— begin Given entries —
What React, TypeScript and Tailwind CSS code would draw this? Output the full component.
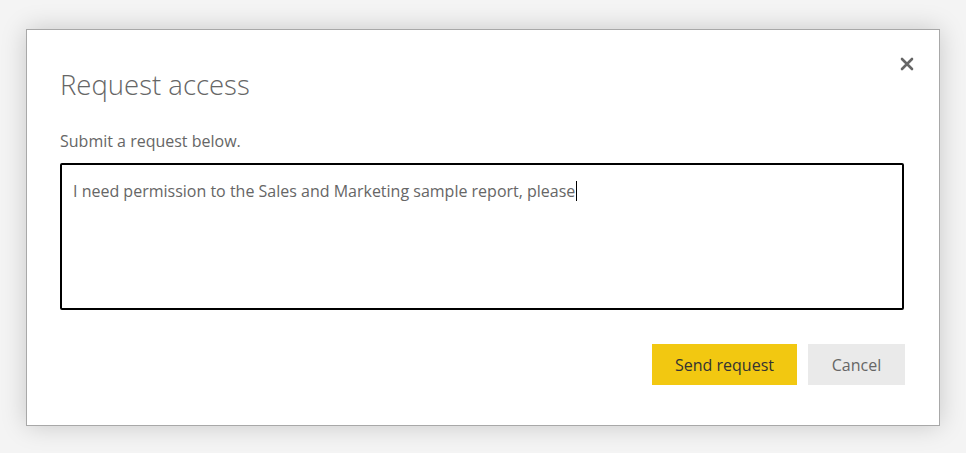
export default function App() {
  return (
    <div
      className="min-h-screen bg-[#f4f4f4] pl-[26px] pt-[29px]"
      style={{ fontFamily: '"Open Sans", "Noto Sans", sans-serif' }}
    >
      <div className="relative flex h-[397px] w-[914px] flex-col border border-[#a8a8a8] bg-white pl-[33px] pr-[35px] shadow-[0_0_24px_rgba(0,0,0,0.18)]">
        {/* Close */}
        <button className="absolute right-[24px] top-[26px] flex h-[16px] w-[16px] items-center justify-center text-[#666]">
          <svg width="14" height="14" viewBox="0 0 14 14">
            <path d="M2 2 L12 12 M12 2 L2 12" stroke="#666" strokeWidth="2.6" strokeLinecap="round" />
          </svg>
        </button>

        <h1 className="mt-[37px] text-[27.5px] font-light leading-[36px] text-[#666]">Request access</h1>
        <p className="mt-[26px] text-[16px] leading-[24px] text-[#666]">Submit a request below.</p>

        <div className="mt-[10px] h-[147px] w-full rounded-[2px] border-2 border-black px-[11px] py-[12px]">
          <span className="text-[16px] leading-[24px] text-[#666]">
            I need permission to the Sales and Marketing sample report, please
          </span>
          <span className="ml-px inline-block h-[20px] w-px translate-y-[4px] bg-black" />
        </div>

        <div className="-mr-px mt-[34px] flex justify-end gap-[11px]">
          <button className="h-[41px] w-[145px] bg-[#f2c811] text-[16px] text-[#333]">Send request</button>
          <button className="h-[41px] w-[97px] bg-[#eaeaea] text-[16px] text-[#666]">Cancel</button>
        </div>
      </div>
    </div>
  );
}
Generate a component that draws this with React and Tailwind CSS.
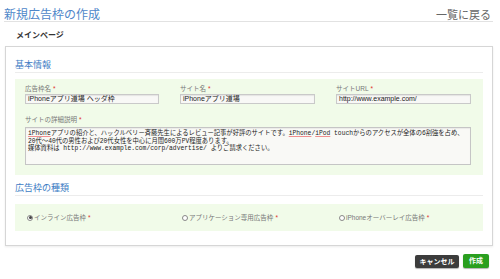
import React from "react";

const sans = { fontFamily: '"Liberation Sans", "Noto Sans CJK JP", sans-serif' };
const mono = { fontFamily: '"Liberation Mono", "Noto Sans CJK JP", monospace' };

function Req() {
  return <span className="text-[#e0302a] ml-[2px]">*</span>;
}

function Field({ label, value }) {
  return (
    <div className="flex flex-col">
      <div className="text-[6.5px] leading-[8px] text-[#777]">
        {label}
        <Req />
      </div>
      <div className="mt-[1px] h-[10px] border border-[#c9c9c9] bg-[#f8f8f6] px-[2px] text-[7px] leading-[8px] text-[#222] shadow-[inset_0_1px_1px_rgba(0,0,0,0.08)]">
        {value}
      </div>
    </div>
  );
}

function Radio({ label, checked }) {
  return (
    <div className="flex items-center text-[6.5px] leading-[8px] text-[#777]">
      <span className="w-[6px] h-[6px] rounded-full border border-[#888] bg-white flex items-center justify-center mr-[1px]">
        {checked && <span className="w-[3px] h-[3px] rounded-full bg-[#444]" />}
      </span>
      {label}
      <Req />
    </div>
  );
}

function Sp({ children }) {
  return <span className="underline decoration-[#f09090] decoration-[1px] underline-offset-[1px]">{children}</span>;
}

export default function App() {
  return (
    <div className="w-[500px] h-[279px] bg-white overflow-hidden" style={sans}>
      <div className="ml-[4px] mr-[7px] h-[22px] pt-[8px] border-b border-[#e2e2e2] flex justify-between items-start">
        <div className="text-[12px] leading-[14px] text-[#4f87c9]">新規広告枠の作成</div>
        <div className="text-[11px] leading-[14px] text-[#666] mr-[2px]">一覧に戻る</div>
      </div>
      <div className="ml-[16px] mt-[9px] text-[8px] leading-[10px] font-bold text-[#333]">メインページ</div>
      <div className="ml-[5px] mr-[7px] mt-[5px] h-[200px] border border-[#d6d6d6] shadow-[0_1px_2px_rgba(0,0,0,0.08)] px-[9px] pt-[13px]">
        <div className="text-[9px] leading-[11px] pb-[1px] border-b border-[#ececec] text-[#3d7cc4]">基本情報</div>
        <div className="mt-[6px] h-[96px] bg-[#f1fbe9] pl-[10px] pr-[12px] pt-[6px]">
          <div className="grid grid-cols-[134px_135px_135px] gap-x-[21px]">
            <Field label="広告枠名" value="iPhoneアプリ道場 ヘッダ枠" />
            <Field label="サイト名" value="iPhoneアプリ道場" />
            <Field label="サイトURL" value="http://www.example.com/" />
          </div>
          <div className="mt-[12px] text-[6.5px] leading-[8px] text-[#777]">
            サイトの詳細説明
            <Req />
          </div>
          <div
            className="mt-[3px] w-[446px] h-[38px] border border-[#c5c5c5] bg-[#f9f9f6] px-[2px] pt-[2px] text-[6.3px] leading-[7.5px] text-[#222] whitespace-nowrap shadow-[inset_0_1px_1px_rgba(0,0,0,0.06)]"
            style={mono}
          >
            <div>
              <Sp>iPhone</Sp>アプリの紹介と、ハックルベリー斉藤先生によるレビュー記事が好評のサイトです。<Sp>iPhone</Sp>/<Sp>iPod</Sp> touchからのアクセスが全体の6割強を占め、
            </div>
            <div>20代〜40代の男性および20代女性を中心に月間600万PV程度あります。</div>
            <div>媒体資料は http://www.example.com/corp/advertise/ よりご請求ください。</div>
          </div>
        </div>
        <div className="mt-[8px] text-[9px] leading-[11px] pb-[1px] border-b border-[#ececec] text-[#3d7cc4]">広告枠の種類</div>
        <div className="mt-[8px] h-[27px] bg-[#f1fbe9] pl-[12px] flex items-center">
          <div className="w-[155px]">
            <Radio label="インライン広告枠" checked />
          </div>
          <div className="w-[157px]">
            <Radio label="アプリケーション専用広告枠" />
          </div>
          <div>
            <Radio label="iPhoneオーバーレイ広告枠" />
          </div>
        </div>
      </div>
      <div className="mt-[8px] mr-[11px] flex justify-end items-center gap-[4px]">
        <div className="w-[44px] h-[13px] rounded-[2px] bg-[#3c3c3c] text-white text-[7px] font-bold leading-[13px] text-center shadow-[0_1px_1px_rgba(0,0,0,0.3)]">
          キャンセル
        </div>
        <div className="w-[26px] h-[14px] rounded-[2px] bg-[#2a9f1f] text-white text-[7px] font-bold leading-[14px] text-center shadow-[0_1px_1px_rgba(0,0,0,0.3)]">
          作成
        </div>
      </div>
    </div>
  );
}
— end Given entries —
* Required task *
Read the data above and pull out each line that holds the string "component".

* Complete answer *
What React, TypeScript and Tailwind CSS code would draw this? Output the full component.
Generate a component that draws this with React and Tailwind CSS.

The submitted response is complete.